The majority of caregivers (82%) cared for one other adult, while 15% cared for 2 adults, and 3% for 3 or more adults.

There’s no doubt that people like to be in control of their lives regardless of age, but what’s involved?  As we grow older and our motor and physical skills change, reaching and lifting becomes limited. 

Depth perception is diminished.  Hearing lessens.  Visual ability weakens, and non-contrasting colors become difficult to see. 

We need assistance with many activities, yet still want to maintain some control and independence. 

Falls are the cause of one-half of all accidental deaths in the home. 

The majority of these at-home falls occur in the bathroom, and the risk of falling increases with age.

Planning Is The Key

The good news is that with proper planning, a “forever home” with “smart rooms” can be created that enables seniors to age in place more safely.  Caregivers can help parents or other aging family members to modify a home and create a “smart house” that takes advantage of technology and innovative products to prevent falls, facilitate ease of movement and simply improve functionality. 

Here are some of the current design trends that help today’s seniors to remain in their homes as they age:

  • One floor living with clear movement in the living space.  It is desirable that there are no steps to climb for bedrooms, living areas or garage entry.
  • Step-free entry into the house from the garage and front door.  It might mean that a ramp will be needed. An awning or cover over the door is preferred.
  • Maintenance free dwellings. Little or no outside work, living spaces that are easy to clean, and newer appliances.
  • More storage especially in the kitchen that is more accessible.

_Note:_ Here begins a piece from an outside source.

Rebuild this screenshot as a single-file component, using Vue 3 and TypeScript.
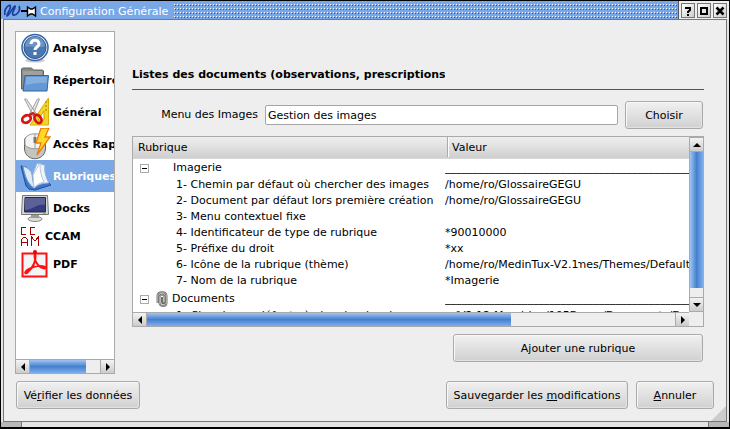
<script setup lang="ts">
import { ref } from 'vue'

interface NavItem {
  id: string
  label: string
  small?: boolean
}
interface TreeRow {
  label: string
  value: string
  clippedTail?: string
}

const navItems: NavItem[] = [
  { id: 'analyse', label: 'Analyse' },
  { id: 'repertoire', label: 'Répertoires' },
  { id: 'general', label: 'Général' },
  { id: 'acces', label: 'Accès Rapide' },
  { id: 'rubriques', label: 'Rubriques' },
  { id: 'docks', label: 'Docks' },
  { id: 'ccam', label: 'CCAM', small: true },
  { id: 'pdf', label: 'PDF' },
]
const selected = ref('rubriques')
const menuImages = ref('Gestion des images')
const rule = '_'.repeat(60)

const imagerie: TreeRow[] = [
  { label: '1- Chemin par défaut où chercher des images', value: '/home/ro/GlossaireGEGU' },
  { label: '2- Document par défaut lors première création', value: '/home/ro/GlossaireGEGU' },
  { label: '3- Menu contextuel fixe', value: '' },
  { label: '4- Identificateur de type de rubrique', value: '*90010000' },
  { label: '5- Préfixe du droit', value: '*xx' },
  { label: '6- Icône de la rubrique (thème)', value: '/home/ro/MedinTux-V2.1', clippedTail: 'mes/Themes/Default' },
  { label: '7- Nom de la rubrique', value: '*Imagerie' },
]
</script>

<template>
  <div class="window">
    <header class="titlebar">
      <svg class="logo" width="34" height="16" viewBox="0 0 34 16">
        <path d="M1 12C0 8 2 3 6 2M6 2c2 3-3 8-3 11 3-1 5-8 8-10 1 2-4 7-2 9 4 1 8-5 6-9" fill="none" stroke="#1b3f9c" stroke-width="1.700" stroke-linejoin="round" />
        <path d="M17 8h6" stroke="#000" stroke-width="2" />
        <path d="M23.500 4l3 2h2l3-2v9l-3-2h-2l-3 2z" fill="#fff" stroke="#000" stroke-width="1.400" />
      </svg>
      <h1>Configuration Générale</h1>
      <div class="dots"></div>
      <div class="controls">
        <button type="button" aria-label="Aide">
          <svg width="12" height="12" viewBox="0 0 12 12"><path d="M4 4V3h4v2L6 7v1M6 9v2" fill="none" stroke="#000" stroke-width="2" /></svg>
        </button>
        <button type="button" aria-label="Agrandir">
          <svg width="12" height="12" viewBox="0 0 12 12"><path d="M3 3h6v6H3z" fill="none" stroke="#000" stroke-width="2" /></svg>
        </button>
        <button type="button" aria-label="Fermer">
          <svg width="12" height="12" viewBox="0 0 12 12"><path d="M2.500 2.500l7 7M9.500 2.500l-7 7" stroke="#000" stroke-width="2.600" /></svg>
        </button>
      </div>
    </header>

    <main class="dialog">
      <div class="columns">
        <nav class="sidebar" aria-label="Sections">
          <div class="navlist">
            <button
              v-for="item in navItems"
              :key="item.id"
              type="button"
              class="navitem"
              :class="{ active: selected === item.id, small: item.small }"
              @click="selected = item.id"
            >
              <svg v-if="item.id === 'analyse'" width="28" height="30" viewBox="0 0 28 30">
                <ellipse cx="14" cy="27.500" rx="10" ry="2" fill="#ccc" />
                <circle cx="14" cy="14.500" r="13" fill="#e9eff7" stroke="#3465a4" stroke-width="1.500" />
                <circle cx="14" cy="14.500" r="11" fill="#4a78b4" stroke="#2c548c" />
                <path d="M4 14a10 10 0 0 1 20-1C18 16 10 12 4 14z" fill="#7ba1cf" opacity=".7" />
                <path d="M10 11c0-5 8-5 8 0 0 3-4 3-4 6" fill="none" stroke="#fff" stroke-width="3" />
                <path d="M12.500 19h3v3h-3z" fill="#fff" />
              </svg>
              <svg v-else-if="item.id === 'repertoire'" width="28" height="30" viewBox="0 0 28 30">
                <path d="M.500 24V4l1-1h9l2 2h9l1 1v18z" fill="#888a85" stroke="#62645f" />
                <path d="M2 7h19M2 9h19" stroke="#b8b9b5" />
                <path d="M4 10.500h23.500L26 26H2z" fill="#6599d3" stroke="#2f65a5" />
                <path d="M5.500 12H26l-.5 6C18 17 11 19 4.500 20z" fill="#91b8e3" opacity=".7" />
              </svg>
              <svg v-else-if="item.id === 'general'" width="28" height="30" viewBox="0 0 28 30">
                <path d="M27.500 1v27H9z" fill="#f4d527" stroke="#d6af05" />
                <path d="M23 14v9h-6z" fill="#fff" stroke="#c9a503" />
                <path d="M26 5h-2M26 9h-2M26 13h-2" stroke="#9b7b00" />
                <path d="M3.500 2l2 0 10 15-3 2zM18.500 2l-2 0-8 15 3 2z" fill="#e5e5e3" stroke="#a0a29c" />
                <ellipse cx="5.500" cy="22" rx="4.500" ry="3.500" transform="rotate(-30 5.500 22)" fill="none" stroke="#d51616" stroke-width="2.800" />
                <ellipse cx="17" cy="22" rx="3" ry="4.500" transform="rotate(-35 17 22)" fill="none" stroke="#d51616" stroke-width="2.800" />
                <path d="M8 18l4-2 3 3" fill="none" stroke="#d51616" stroke-width="2" />
              </svg>
              <svg v-else-if="item.id === 'acces'" width="28" height="32" viewBox="0 0 28 32">
                <path d="M3.500 12c0-7 21-7 21 0v9c-1 13-20 13-21 0z" fill="#c4c5c1" stroke="#666864" />
                <path d="M4 17V11C6 4 22 4 24 11v6c-4 5-16 5-20 0z" fill="#f4f4f2" stroke="#999b96" />
                <path d="M14 6v14" stroke="#999b96" />
                <path d="M12.500 9h3v6h-3z" fill="#777" />
                <path d="M20 0h8l-4 9h5L16 27l4-12h-5z" fill="#ffd927" stroke="#f57900" stroke-width="1.300" />
              </svg>
              <svg v-else-if="item.id === 'rubriques'" width="28" height="32" viewBox="0 0 28 32">
                <path d="M0 6l5 1 8 17 13-3 4 4-16 5-6-1-3-3z" fill="#3c76cf" stroke="#1e4e9c" stroke-linejoin="round" />
                <path d="M2 6c5 2 8 4 9 8l2 14C8 25 4 18 2 6z" fill="#dfeaf7" stroke="#6d97d0" />
                <path d="M12 13l4-10 8 2c-1 6 1 13 4 18-5 0-11 1-15 5z" fill="#eef3fa" stroke="#8dadd8" />
                <path d="M12 15l7-12c0 8 1 13 4 19-4 1-8 3-10 6z" fill="#fff" stroke="#b5c7df" />
              </svg>
              <svg v-else-if="item.id === 'docks'" width="28" height="30" viewBox="0 0 28 30">
                <ellipse cx="14" cy="26" rx="7" ry="2.500" fill="#dcdcda" stroke="#888a85" />
                <path d="M10 21h8v4h-8z" fill="#999b96" />
                <path d="M1.500 2.500h25l1 19H.500z" fill="#d8d9d5" stroke="#777973" stroke-linejoin="round" />
                <path d="M4 4.500h20.500v14.500H3.500z" fill="#333b7e" stroke="#26284d" />
                <path d="M4 5h20v7C17 10 10 17 4 17z" fill="#7278a8" opacity=".65" />
                <path d="M22 21h3" stroke="#4e9a06" />
              </svg>
              <svg v-else-if="item.id === 'ccam'" width="20" height="20" viewBox="0 0 20 20" shape-rendering="crispEdges">
                <path d="M5 1.500H.500V8.500H5M14 1.500H9.500V8.500H14M.500 20v-6l2-3h2l2 3v6M.500 16.500h6M10.500 20v-9l3.500 4 3.500-4v9" fill="none" stroke="#a40000" />
              </svg>
              <svg v-else width="28" height="30" viewBox="0 0 28 30">
                <path d="M1.500 4.500h24v23h-24z" fill="#f3f6f6" stroke="#f11" stroke-width="2" />
                <path d="M14 4c2 7-2 15-8 20-3 1-2-2 2-4 6-3 12-4 16-2 2 2-3 2-6-1-4-4-5-9-4-13z" fill="none" stroke="#f11" stroke-width="2" stroke-linejoin="round" />
                <circle cx="14" cy="3" r="2" fill="#e00" />
              </svg>
              <span>{{ item.label }}</span>
            </button>
          </div>
          <div class="hbar">
            <button type="button" class="arrow" aria-label="Gauche"><svg width="4" height="8" viewBox="0 0 4 8"><path d="M4 0v8L0 4z" /></svg></button>
            <div class="track"><div class="thumb nav-thumb"></div></div>
            <button type="button" class="arrow" aria-label="Droite"><svg width="4" height="8" viewBox="0 0 4 8"><path d="M0 0v8l4-4z" /></svg></button>
          </div>
        </nav>

        <section class="panel">
          <h2><span>Listes des documents (observations, prescriptions)</span></h2>
          <div class="form">
            <label for="menu-images">Menu des Images</label>
            <input id="menu-images" v-model="menuImages" type="text" />
            <button type="button" class="btn choose">Choisir</button>
          </div>

          <div class="tree">
            <div class="tree-row">
              <div class="viewport">
                <table>
                  <colgroup><col class="col-name" /><col /></colgroup>
                  <thead>
                    <tr><th scope="col">Rubrique</th><th scope="col" class="second"><span>Valeur</span></th></tr>
                  </thead>
                  <tbody>
                    <tr class="group">
                      <td><div class="group-cell"><button type="button" class="toggle" aria-label="Replier Imagerie"></button><span class="group-name plain">Imagerie</span></div></td>
                      <td>{{ rule }}</td>
                    </tr>
                    <tr v-for="row in imagerie" :key="row.label">
                      <td class="child">{{ row.label }}</td>
                      <td>{{ row.value }}<span v-if="row.clippedTail" class="tail"><span>{{ row.clippedTail }}</span></span></td>
                    </tr>
                    <tr class="group documents">
                      <td>
                        <div class="group-cell">
                          <button type="button" class="toggle" aria-label="Replier Documents"></button>
                          <svg class="clip" width="12" height="16" viewBox="0 0 12 16">
                            <path d="M1.500 12V5c0-5 9-5 9 0v7c0 4-7 4-7 0V6c0-3 5-3 5 0v5c0 2-2.500 2-2.500 0V6" fill="none" stroke="#666864" stroke-width="1.900" />
                            <path d="M1.500 12V5c0-5 9-5 9 0v7c0 4-7 4-7 0V6c0-3 5-3 5 0v5" fill="none" stroke="#c4c6c0" stroke-width=".700" />
                          </svg>
                          <span class="group-name">Documents</span>
                        </div>
                      </td>
                      <td>{{ rule }}</td>
                    </tr>
                    <tr class="next">
                      <td class="child">1- Chemin par défaut où chercher les docs</td>
                      <td>~/V2.12-Mandriva/105Bases/Documents/Docs</td>
                    </tr>
                  </tbody>
                </table>
              </div>
              <div class="vbar">
                <button type="button" class="arrow" aria-label="Haut"><svg width="8" height="4" viewBox="0 0 8 4"><path d="M0 4h8L4 0z" /></svg></button>
                <div class="track"><div class="thumb"></div></div>
                <button type="button" class="arrow" aria-label="Bas"><svg width="8" height="4" viewBox="0 0 8 4"><path d="M0 0h8L4 4z" /></svg></button>
              </div>
            </div>
            <div class="tree-foot">
              <div class="hbar">
                <button type="button" class="arrow" aria-label="Gauche"><svg width="4" height="8" viewBox="0 0 4 8"><path d="M4 0v8L0 4z" /></svg></button>
                <div class="track"><div class="thumb tree-thumb"></div></div>
                <button type="button" class="arrow" aria-label="Droite"><svg width="4" height="8" viewBox="0 0 4 8"><path d="M0 0v8l4-4z" /></svg></button>
              </div>
            </div>
          </div>
          <button type="button" class="btn add">Ajouter une rubrique</button>
        </section>
      </div>

      <footer class="actions">
        <button type="button" class="btn verify">Vé<u>r</u>ifier les données</button>
        <button type="button" class="btn save">Sauvegarder les <u>m</u>odifications</button>
        <button type="button" class="btn cancel"><u>A</u>nnuler</button>
      </footer>
      <svg class="grip" width="15" height="15" viewBox="0 0 15 15"><path d="M15 0v15H0z" fill="#ccc" /></svg>
    </main>
    <div class="bottom-frame"><span></span><span></span><span></span></div>
  </div>
</template>

<style>
body {
  margin: 0;
}
</style>

<style scoped>
* {
  box-sizing: border-box;
}
.window {
  display: flex;
  flex-direction: column;
  height: 100vh;
  min-height: 400px;
  border: 1px solid #000;
  border-bottom-width: 2px;
  background: #e4e4e4;
  color: #000;
  font: 11px/16px "DejaVu Sans", sans-serif;
}
button,
input {
  font: inherit;
  color: inherit;
  margin: 0;
  padding: 0;
}
svg {
  display: block;
  flex: none;
}
.titlebar {
  display: flex;
  align-items: stretch;
  height: 18px;
  flex: none;
  padding-left: 3px;
  background: #7aa7e6;
}
.logo {
  margin-top: 2px;
}
h1 {
  margin: 0 6px 0 2px;
  font-size: 11px;
  font-weight: 400;
  line-height: 21px;
  color: #fff;
  white-space: nowrap;
}
.dots {
  flex: 1;
  margin: 3px 0 1px;
  background:
    conic-gradient(from 0deg at 1px 1px, transparent 75%, #fff 0) 0 0 / 3px 4px,
    conic-gradient(from 0deg at 1px 1px, transparent 75%, #2f5a9c 0) 1px 1px / 3px 4px;
}
.controls {
  display: flex;
  gap: 2px;
  padding: 2px 2px 0;
  border-left: 1px solid #555;
  background: #eee;
}
.controls button {
  display: grid;
  place-items: center;
  width: 14px;
  height: 15px;
  border: 1px solid #777;
  background: linear-gradient(135deg, #fff, #ccc);
}
.dialog {
  position: relative;
  display: flex;
  flex: 1;
  flex-direction: column;
  gap: 7px;
  min-height: 0;
  margin: 0 2px;
  padding: 11px 12px 12px 11px;
  border: 1px solid #777;
  background: #eee;
}
.columns {
  display: flex;
  flex: 1;
  gap: 17px;
  min-height: 0;
  padding-right: 10px;
}
.sidebar {
  display: flex;
  flex-direction: column;
  flex: none;
  width: 100px;
  border: 1px solid #aaa;
  background: #fff;
}
.navlist {
  flex: 1;
  overflow: hidden;
}
.navitem {
  display: flex;
  align-items: center;
  gap: 4px;
  width: 100%;
  height: 32px;
  padding-left: 5px;
  border: 0;
  overflow: hidden;
  background: none;
  font-weight: 700;
  white-space: nowrap;
}
.navitem span {
  flex: none;
  padding-top: 2px;
}
.navitem svg {
  overflow: visible;
}
.navitem.small {
  height: 24px;
}
.navitem.active {
  background: #7aa7e6;
  color: #fff;
}
.panel {
  display: flex;
  flex: 1;
  flex-direction: column;
  min-width: 0;
  padding-bottom: 12px;
}
h2 {
  flex: none;
  margin: 0 0 11px;
  padding: 36px 0 6px;
  border-bottom: 1px solid #555;
  font-size: 11px;
  line-height: 16px;
}
h2 span {
  display: block;
  width: 313px;
  overflow: hidden;
  white-space: nowrap;
}
.form {
  display: flex;
  align-items: center;
  gap: 7px;
  padding: 0 1px 0 23px;
  margin-bottom: 7px;
}
.form label {
  width: 103px;
  text-align: right;
}
.form input {
  flex: 1;
  min-width: 0;
  height: 20px;
  padding: 0 2px;
  border: 1px solid #a5a5a5;
  border-radius: 2px;
  background: #fff;
  outline: none;
}
.btn {
  height: 28px;
  flex: none;
  padding-top: 1px;
  border: 1px solid #aaa;
  border-radius: 3px;
  background: linear-gradient(#f1f1f1, #d0d0d0);
  box-shadow: inset 1px 1px #f8f8f8, inset -1px -1px #e2e2e2;
  white-space: nowrap;
}
.choose {
  width: 78px;
}
.tree {
  display: flex;
  flex: 1;
  flex-direction: column;
  min-height: 0;
  border: 1px solid #aaa;
  background: #fff;
}
.tree-row {
  display: flex;
  flex: 1;
  min-height: 0;
}
.viewport {
  flex: 1;
  min-width: 0;
  overflow: hidden;
}
table {
  width: 100%;
  table-layout: fixed;
  border-collapse: collapse;
}
.col-name {
  width: 312px;
}
th {
  height: 21px;
  padding: 1px 0 0 5px;
  border-bottom: 1px solid #d8d8d8;
  background: linear-gradient(#efefef, #cfcfcf);
  font-weight: 400;
  text-align: left;
}
th.second {
  padding: 0 0 0 2px;
}
.second span {
  display: block;
  padding: 1px 0 0 4px;
  border-left: 1px solid #aaa;
  box-shadow: inset 1px 0 #fff;
  line-height: 19px;
}
td {
  height: 16px;
  padding: 2px 0 0;
  line-height: 14px;
  overflow: hidden;
  white-space: nowrap;
}
.next td {
  padding-top: 0;
}
td.child {
  padding-left: 43px;
}
.group td {
  height: 18px;
}
.group.documents td {
  height: 20px;
}
.group-cell {
  display: flex;
  align-items: center;
  gap: 8px;
  padding-left: 7px;
}
.toggle {
  display: grid;
  place-items: center;
  width: 9px;
  height: 9px;
  border: 1px solid #aaa;
  background: #fff;
}
.toggle::before {
  content: "";
  width: 5px;
  height: 1px;
  background: #000;
}
.group-name.plain {
  margin-left: 16px;
}
.documents .group-cell {
  gap: 4px;
}
.clip {
  margin-left: 3px;
}
.tail {
  display: inline-block;
  height: 14px;
  overflow: hidden;
  vertical-align: top;
}
.tail span {
  margin-left: -3px;
}
.vbar {
  display: flex;
  flex-direction: column;
  width: 14px;
  border: 1px solid #aaa;
  border-right: 0;
}
.hbar {
  display: flex;
  flex: none;
  height: 14px;
  border-top: 1px solid #aaa;
}
.tree-foot {
  flex: none;
  padding-right: 14px;
  background: #eee;
}
.arrow {
  display: grid;
  place-items: center;
  flex: none;
  width: 13px;
  height: 13px;
  border: 0;
  background: linear-gradient(#f3f3f3, #ccc);
}
.track {
  flex: 1;
  min-height: 0;
  border: 0 solid #aaa;
  background: #eee;
}
.hbar .track {
  border-width: 0 1px;
}
.vbar .track {
  border-width: 1px 0;
}
.hbar .thumb {
  height: 100%;
  background: linear-gradient(#9fc5f5, #4680cd 50%, #7eaeee);
}
.vbar .thumb {
  height: 94%;
  background: linear-gradient(90deg, #9fc5f5, #4680cd 50%, #7eaeee);
}
.hbar .nav-thumb {
  width: 80%;
}
.hbar .tree-thumb {
  width: 69%;
}
.add {
  align-self: flex-end;
  width: 250px;
  margin: 7px 1px 0 0;
}
.actions {
  display: flex;
  gap: 8px;
  padding-left: 1px;
}
.verify {
  width: 124px;
  margin-right: auto;
}
.save {
  width: 182px;
}
.cancel {
  width: 78px;
}
.grip {
  position: absolute;
  right: 0;
  bottom: 0;
}
.bottom-frame {
  display: flex;
  flex: none;
  height: 5px;
}
.bottom-frame span {
  width: 20px;
  background: #b8b8b8;
}
.bottom-frame span:nth-child(2) {
  flex: 1;
  border: 0 solid #777;
  border-width: 0 1px;
  background: #e4e4e4;
}
</style>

High cabinets that are difficult to reach are undesirable.
  • Appliances that are placed at comfortable heights to avoid bending over.
  • Drawers instead of cabinets which are easier to access.
  • Cabinet hardware that allows doors to hide away while in use.
  • Tall knee-height counters in the bathroom to allow sitting down for tasks.
  • Raised toilet seats
  • No threshold showers that allow open access

As a result of these trends, contractors are being called on to provide: access ramps instead of entry steps, widened doorways, handrails, easy-entry shower stalls to replace bathtubs, plus elevators and chair lifts.

Other fixes are easier to make and less costly, including adding lights and installing raised-height appliances.

Keeping in mind that housing in an Assisted Living Facility can cost $65,000 a year or more, it can be less costly to invest in remodeling.

Here are the three main categories of modifications that are possible, starting with the least expensive “fixes” and some that don’t necessarily involve contractors:

  • Fall prevention:  changing rugs, installing grab bars and good lighting.
  • Entryway and ease of movement:  stair reduction, wider stairs, hand rails and flat pathways to the bathroom and bedroom, without steps.
  • Remodeling and New Equipment:  barrier-free showers, rising-wall tubs, comfort height toilets, a seated, multi-level food preparation area and a backup power supply.

Help is always available in deciding what the best options are to alter a bathroom, kitchen or an entire home and what can be done to transform a house into a “forever home.” 

A Certified Aging Place Specialist can provide a complete assessment and recommend licensed professionals who offer the desired products and services.